Stève Sfartz has a long career in the IT industry. Starting from NeXT and Java in ’90, he always has taken up and worked on cutting-edge technologies and frameworks. Nowadays Stève is deeply involved with Web APIs, and he leads a global team of developer advocates for DevNet – Cisco’s Developer Program.
So, with a little surprise, his attendance at Codemotion Rome 2017 was about what capabilities DevNet can offer to developers and, in particular, he choose the Bot topic to showcase explain how Cisco API can help to provide enterprise-class experience.
Stève is really engaged with DevNet. Cisco developers program is aimed to explain, teach, and help developers worldwide how to use all available features and there are much areas of interest to cover: how to do IoT, how to work with collaboration tools or videos, how to connect and develop networks devices and features.
Mixing and infrastructure and code, you should move from full stack web developer to full stack new generation app developer.
There is plenty of tutorials, community forums and environment tours on DevNet to experiment and text Cisco technologies.

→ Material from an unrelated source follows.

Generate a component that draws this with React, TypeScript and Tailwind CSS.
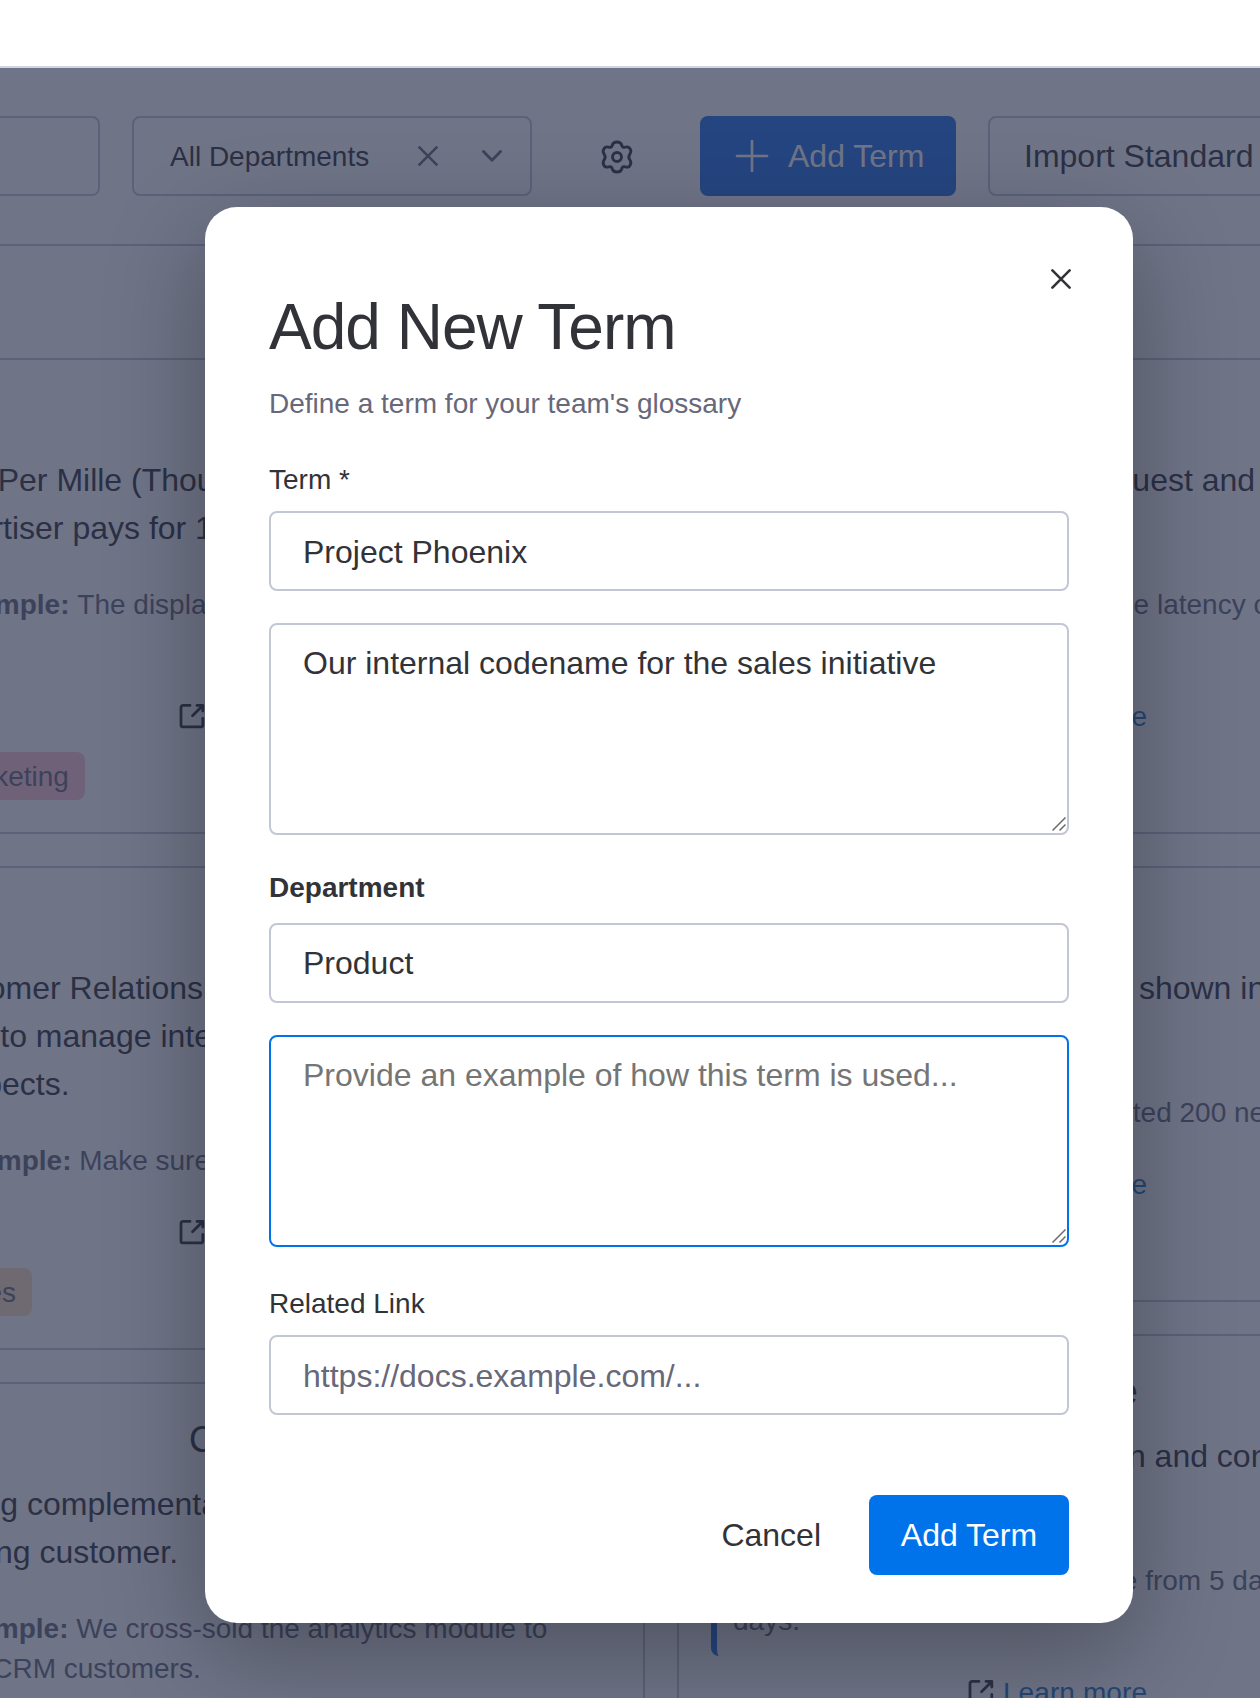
import React from 'react';

const CloseIcon = ({ className }: { className?: string }) => (
  <svg viewBox="0 0 20 20" className={className} fill="none" stroke="currentColor" strokeWidth="2.6" strokeLinecap="round">
    <path d="M1.4 1.4 18.6 18.6M18.6 1.4 1.4 18.6" />
  </svg>
);

const ExternalIcon = () => (
  <svg viewBox="0 0 40 40" className="-mr-1 size-10 shrink-0 text-[#323338]" fill="none" stroke="currentColor" strokeWidth="2.8" strokeLinecap="round" strokeLinejoin="round">
    <path d="M12 9.4H5a2 2 0 0 0-2 2v17.5a2 2 0 0 0 2 2h17.8a2 2 0 0 0 2-2v-6.5" />
    <path d="M19 9.4h5.8v5.6M24.5 9.7 14.5 19.7" />
  </svg>
);

const GearIcon = () => (
  <svg viewBox="-20 -20 40 40" className="size-10 translate-x-px translate-y-px" fill="none" stroke="currentColor" strokeWidth="2.9" strokeLinejoin="round">
    <path d="M0-15C2.4-15 4.3-13.6 4.8-11.6C5.2-9.8 6.6-9.3 8.4-9.9C10.4-10.5 12.4-9.6 13.3-7.8C14.2-6 13.9-4.4 12.9-3C11.6-1.2 11.6 1.2 12.9 3C13.9 4.4 14.2 6 13.3 7.8C12.4 9.6 10.4 10.5 8.4 9.9C6.6 9.3 5.2 9.8 4.8 11.6C4.3 13.6 2.4 15 0 15C-2.4 15-4.3 13.6-4.8 11.6C-5.2 9.8-6.6 9.3-8.4 9.9C-10.4 10.5-12.4 9.6-13.3 7.8C-14.2 6-13.9 4.4-12.9 3C-11.6 1.2-11.6-1.2-12.9-3C-13.9-4.4-14.2-6-13.3-7.8C-12.4-9.6-10.4-10.5-8.4-9.9C-6.6-9.3-5.2-9.8-4.8-11.6C-4.3-13.6-2.4-15 0-15Z" />
    <circle r="4.5" />
  </svg>
);

const ResizeHandle = () => (
  <svg viewBox="0 0 14 14" className="pointer-events-none absolute right-[3px] bottom-1 size-3.5" fill="none" stroke="#6b6b6b" strokeWidth="1.5">
    <path d="M.5 13.5 13.5.5M7.5 13.5 13.5 7.5" />
  </svg>
);

interface TermCardProps {
  title?: string;
  lines: string[];
  example: string[];
  tag: string;
  tagClass: string;
  bodyClass?: string;
  exampleClass?: string;
}

const TermCard = ({ title, lines, example, tag, tagClass, bodyClass = '', exampleClass = 'mb-4' }: TermCardProps) => (
  <article className="border-2 border-[#c3c6d4] p-8 whitespace-nowrap">
    <h2 className="h-12 text-center text-4xl leading-[48px] tracking-[-0.5px] text-[#323338]">{title}</h2>
    <div className={`mt-4 text-[32px] leading-[48px] text-[#323338] ${bodyClass}`}>
      {lines.map((line) => (
        <p key={line} className="h-12">{line}</p>
      ))}
    </div>
    <blockquote className={`mt-4 rounded-lg border-l-[6px] border-[#2070e8] pt-[17px] pb-[15px] pl-4 text-[28px] leading-10 text-[#676879] ${exampleClass}`}>
      {example.map((line, i) => (
        <p key={line} className="h-10">
          {i === 0 && <strong>Example: </strong>}
          {line}
        </p>
      ))}
    </blockquote>
    <div className="flex h-10 items-center justify-center pl-[3px] text-[28px]">
      <ExternalIcon />
      <a className="pt-0.5 leading-[38px] tracking-[0.1px] text-[#1f76c2]">Learn more</a>
    </div>
    <span className={`mt-4 ml-2 inline-block h-12 rounded-lg px-4 pt-px text-[28px] leading-[47px] text-[#676879] ${tagClass}`}>{tag}</span>
  </article>
);

const GlossaryPage = () => (
  <div>
    <div className="flex h-[178px] items-start border-b-2 border-[#c3c6d4] pt-12 whitespace-nowrap">
      <div className="h-20 w-[100px] shrink-0 rounded-r-lg border-2 border-l-0 border-[#c3c6d4]" />
      <div className="ml-8 flex h-20 w-[400px] shrink-0 items-center rounded-lg border-2 border-[#c3c6d4] pl-9 text-[28px] text-[#323338]">
        <span className="w-[248px] pt-0.5">All Departments</span>
        <CloseIcon className="size-5 text-[#676879]" />
        <svg viewBox="0 0 20 12" className="ml-11 h-3 w-5 text-[#676879]" fill="none" stroke="currentColor" strokeWidth="2.8" strokeLinecap="round" strokeLinejoin="round">
          <path d="M1.5 1.5 10 10.2 18.5 1.5" />
        </svg>
      </div>
      <div className="ml-16 flex h-20 w-10 shrink-0 items-center text-[#323338]">
        <GearIcon />
      </div>
      <button className="ml-16 flex h-20 w-64 shrink-0 items-center gap-4 rounded-lg bg-[#2070e8] px-8 text-[32px] text-white">
        <svg viewBox="0 0 40 40" className="size-10 shrink-0" fill="none" stroke="currentColor" strokeWidth="2.6" strokeLinecap="round">
          <path d="M20 5v30M5 20h30" />
        </svg>
        Add Term
      </button>
      <button className="ml-8 h-20 shrink-0 rounded-lg border-2 border-[#c3c6d4] px-[34px] text-[32px] text-[#323338]">Import Standard Terms</button>
    </div>
    <div className="-ml-[112px] mt-28 grid w-[1546px] grid-cols-2 items-start gap-8">
      <div className="flex flex-col gap-8">
        <TermCard
          lines={['Cost Per Mille (Thousand), the amount', 'advertiser pays for 1,000 impressions.']}
          example={['The display campaign had a low CPM.']}
          bodyClass="indent-px"
          exampleClass="mb-14 indent-px"
          tag="Marketing"
          tagClass="bg-[#ffc9d1]"
        />
        <TermCard
          lines={['Customer Relationship Management,', 'used to manage interactions with all', 'prospects.']}
          example={['Make sure to log the call.']}
          exampleClass="mb-4 indent-[3px]"
          tag="Sales"
          tagClass="bg-[#ffe0bf]"
        />
        <TermCard
          title="Cross-sell"
          lines={['Selling complementary products to an', 'existing customer.']}
          example={['We cross-sold the analytics module to', 'our CRM customers.']}
          tag="Sales"
          tagClass="bg-[#ffe0bf]"
        />
      </div>
      <div className="flex flex-col gap-8">
        <TermCard
          lines={['The time between a user request and', 'its response.']}
          bodyClass="indent-[14px]"
          example={['We further reduced the latency of our']}
          exampleClass="mb-14 indent-[-2px]"
          tag="Engineering"
          tagClass="bg-[#cce5ff]"
        />
        <TermCard
          lines={['A single time that an advert is shown in', 'front of a user.']}
          bodyClass="indent-px"
          example={['The ad quickly generated 200 new']}
          exampleClass="mb-4 indent-[-8px]"
          tag="Marketing"
          tagClass="bg-[#ffc9d1]"
        />
        <TermCard
          title="Lead Time"
          lines={['The time between introduction and conversion', 'of a task.']}
          bodyClass="indent-[6px]"
          example={['We cut our cycle time from 5 days to 3', 'days.']}
          exampleClass="mb-4 [&>p:first-child]:indent-[5px]"
          tag="Product"
          tagClass="bg-[#cce5ff]"
        />
      </div>
    </div>
  </div>
);

const field = 'block w-full rounded-lg border-2 bg-white px-8 text-[32px] text-[#323338] outline-none';

const AddTermModal = () => (
  <div className="absolute left-[205px] top-[207px] flex h-[1416px] w-[928px] flex-col rounded-[32px] bg-white px-16 shadow-[0_30px_100px_rgba(0,0,0,0.3)]">
    <button className="absolute right-[62px] top-[62px] text-[#323338]">
      <CloseIcon className="size-5" />
    </button>
    <h1 className="mt-20 h-20 text-[64px] leading-[80px] tracking-[-1px] text-[#323338]">Add New Term</h1>
    <p className="mt-[17px] h-10 text-[28px] leading-10 text-[#676879]">Define a term for your team's glossary</p>
    <label className="mt-9 h-10 text-[28px] leading-10 text-[#323338]">Term *</label>
    <input className={`${field} mt-[11px] h-20 border-[#c3c6d4] pt-[3px]`} defaultValue="Project Phoenix" />
    <div className="relative mt-8">
      <textarea className={`${field} h-[212px] resize-none border-[#c3c6d4] py-4 leading-[44px]`} defaultValue="Our internal codename for the sales initiative" />
      <ResizeHandle />
    </div>
    <label className="mt-[33px] h-10 text-[28px] font-bold leading-10 text-[#323338]">Department</label>
    <input className={`${field} mt-[15px] h-20 border-[#c3c6d4]`} defaultValue="Product" />
    <div className="relative mt-8">
      <textarea className={`${field} h-[212px] resize-none border-[#0073ea] py-4 leading-[44px] placeholder:text-[#757575]`} placeholder="Provide an example of how this term is used..." />
      <ResizeHandle />
    </div>
    <label className="mt-[37px] h-10 text-[28px] leading-10 text-[#323338]">Related Link</label>
    <input className={`${field} mt-[11px] h-20 border-[#c3c6d4] pt-[3px] placeholder:text-[#676879]`} placeholder="https://docs.example.com/..." />
    <div className="mt-20 flex h-20 justify-end gap-4 text-[32px]">
      <button className="px-8 text-[#323338]">Cancel</button>
      <button className="w-[200px] rounded-lg bg-[#0073ea] text-white">Add Term</button>
    </div>
  </div>
);

const App: React.FC = () => {
  return (
    <div className="relative h-[1698px] w-[1260px] overflow-hidden bg-white font-['Liberation_Sans',Arial,sans-serif]">
      <header className="h-[68px] border-b-2 border-[#d0d4e4] bg-white" />
      <main className="relative h-[1630px] overflow-hidden">
        <GlossaryPage />
        <div className="absolute inset-0 bg-[#292f4c]/67" />
      </main>
      <AddTermModal />
    </div>
  );
};

export default App;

In Stève’s opinion, the really hot topics involve interconnection and communication.
Modern developers, in fact, need to connect together different worlds and have to work on a mix of infrastructure and code. So their skills and knowledge should encompass different domains: hardware, networking, and software, programming all that together.
On top of this technical challenge, it comes the challenge to provide a useful and well-suited service to users and customers. This is especially true, he says, when it involves communication features. It could be not trivial to have a good quality when you bring video or chat in your apps or services, but it should. And Stève has the right mindset and experience to share with us.
His talk at Codemotion Rome 2017 was about how to properly build chatbot and voice machines (a.k.a voice interactive assistants). While, in fact, could be really simple and fast to code a bot, the real challenge starts when you aim to build a professional bot.
From Stève Sfartz point of view, you need serious programming and API architecture experience but also “bot specific” skills.
What do you need to build a chatbot? Just an API responding to events, few lines of code with a “good” framework. What means good? It depends on your needs.
Chatbots and voice assistants have a common ground on their basic flow: write a code that is ready to produce a specific response when an event occurs and deploy it somewhere. Of course you can, and usually, you must instruct your code to retrieve some external data to produce an appropriate reply to incoming inquiries.
Then it comes the hard part and it’s mostly related to how you manage your bot in production. Bots and assistants are commonly deployed on cloud or serverless services, and while it makes really easy to run then, Stève said, it could be a pain to diagnose problems and follow real-time usage. Frameworks can provide emulators to help developers in debugging activities. And developers can use chops to monitor how and what their bots are performing.
As Stève Sfartz explained during his talk, there are some specific topics to considers when working on chatbots too. First of all the experience to the end user: it’s a conversation, so developers should provide a welcome message, help commands, and fallback commands. Moreover, developers should consider a way to store the context of the conversation, to provide the proper flow of information.
The bot industry is just starting and Stève suggested some smart insight about the next stage. For instance, at present time there is no standard on providing some “about” info (who created the bot? what usage and data privacy policy?) as well as no standard to know the current status and health check.